Actually there is no battle. The winner is Philippe’s in Los Angeles. It’s where the French dip was born, afterall. It’s been there since 1908 and they’ve been making the French dipped sandwich ever since owner Philippe Mathieu accidentally dropped a French roll into a roasting pan full of meat juices. The cop, who he was making the sandwich for, said he’d take it anyway. Yeah, why throw it out? The next day the cop came back with some friends and they all ordered French dipped sandwiches. Philippe's has been serving them the same way ever since.

There’s been some argument that Cole’s, which is just down the street in downtown LA, was where the French dip was invented. But they don’t often win that argument as Philippe’s is generally regarded as the author of the sandwich. Plus Cole’s sucks. We took Nieratko there and he hated it. The meat was all fatty and gross. As far as a dive bar goes, it’s kind of cool, albeit a little too seedy at times. Although it was recently bought up by some hipster nightclub guy, so who knows? All I know is that no matter how much improvement they put into that place, I’m still going to Philippe’s for French dipped sandwiches.


A view from the line. You can hardly read the menu 'til you get to the front, but you really don't need to. All you need to know is, "Beef French Dip."

Part of what makes Philippe’s so good is the experience. They moved into the present location in 1951 and it feels like nothing has changed since then. There’s saw dust on the floor and the walls are covered with memorabilia. Lots of train stuff. You walk in and get in one of the ten lines that usually stretch from the counter to the back wall. I hate lines, but I’ve never felt like I was in one at Philippe’s. At the front of the line on the other side of the counter is a little old Mexican lady in a smart, crisp uniform that is straight out of the 50s. The windows below the counter contain all kinds of culinary dinosaurs like macaroni salad, pickles, pickled eggs, pickled beets, and pickled pig’s feet. A cup of coffee is still only a dime. The little Mexican lady takes your order and then goes about putting it together for you. She scoops out salads from the trays below her and dips your bun in the juice beside her. When she’s done, she tells you your total and puts an empty tray on the counter. After you deposit your money in the tray, she takes it back to the central cashier, makes your change, and brings it back on the tray. I’m fascinated by the money on the tray thing.

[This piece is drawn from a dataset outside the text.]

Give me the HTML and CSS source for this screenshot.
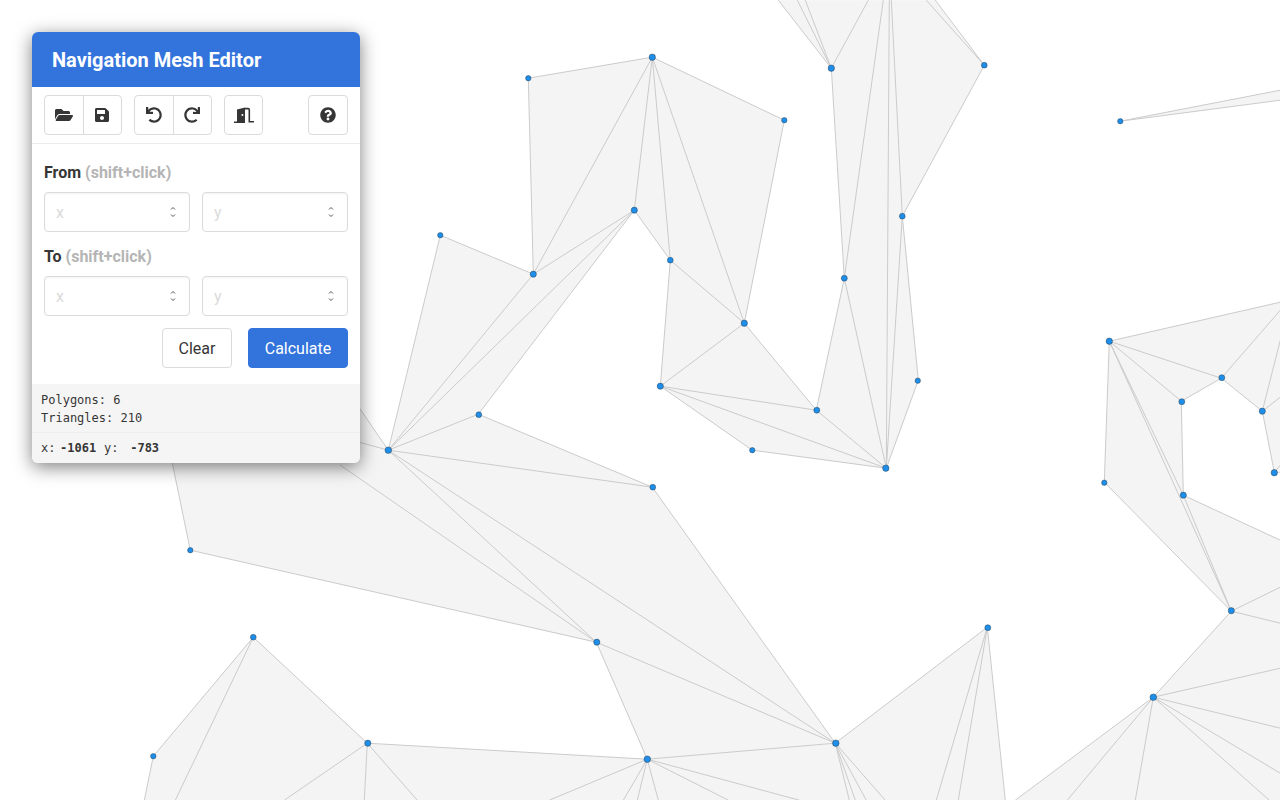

If these ladies weren't so nice, I'd think they were robots because every one of them looks exactly like this lady.

It’s communal dining, so you often find yourself pulling up a stool at a long table already full of people from all over the place eating French dips. It’s even interesting during the off hours, because while the place is virtually empty, there’s always pockets of old Chinese men huddled together, arguing over the newspaper, and sipping on cups of coffee. China town is right around the corner.

Once I sit down, I pull over a jar of their hot mustard and lightly slather it on my sandwich. It’s really hot mustard, so a little goes a long way. They sell it in jars at the front alongside the gum, the candy, and the cigarettes. And then I devour the thing. I don't know how just meat and bread and jus can be so good, but it is.


Gettin' crazy with the Philippe's menu: the lamb dip with blue cheese.

The beef dip sandwich is the hands down favorite at Philippe’s, but on this last visit, which was shortly after their 100th anniversary, I decided that the only thing that could possibly challenge a Philippe’s beef dip sandwich, would be some other Philippe’s dip sandwich. So I decided to get a beef dip and then the weirdest combination I could muster: lamb dip with blue cheese. It was actually surprisingly good, but let me assure you it comes nowhere near the beef dip which triumphs over all challengers.



Although there is one challenger that Philippe’s beef dip sandwich cannot beat: Tania’s tits. In the battle between Tania’s tits vs. Philippe’s French dipped sandwich, Tania’s tits win… Acutally I'm not sure what could ever beat Tania's tits?

3 comments:

dominic said...

Tania's tits are unstoppable! i have to give honorable mention to Patty's tits though. they are completely fucking with my life.

Alex D Shults said...

Thanks for going somewhere a cheap ass like me would like (afford) to go, if I ever go to L.A.. I might quit skating for eating drunk. I'm 31, but I pretty close to a shop sponsorship...

RyGar said...

My favorite 'Tania Tits' moment is from Big Brother's 10th anniversary issue. The introduction page? MMmmm. Sorry, Dave, but at one point I think I was in a porn drought, and I beat off to that picture. The worst was when I tried to jack-off to a bunch of Rap Videos on MTV. The Shame. Honorable mention: the Spanish Channel.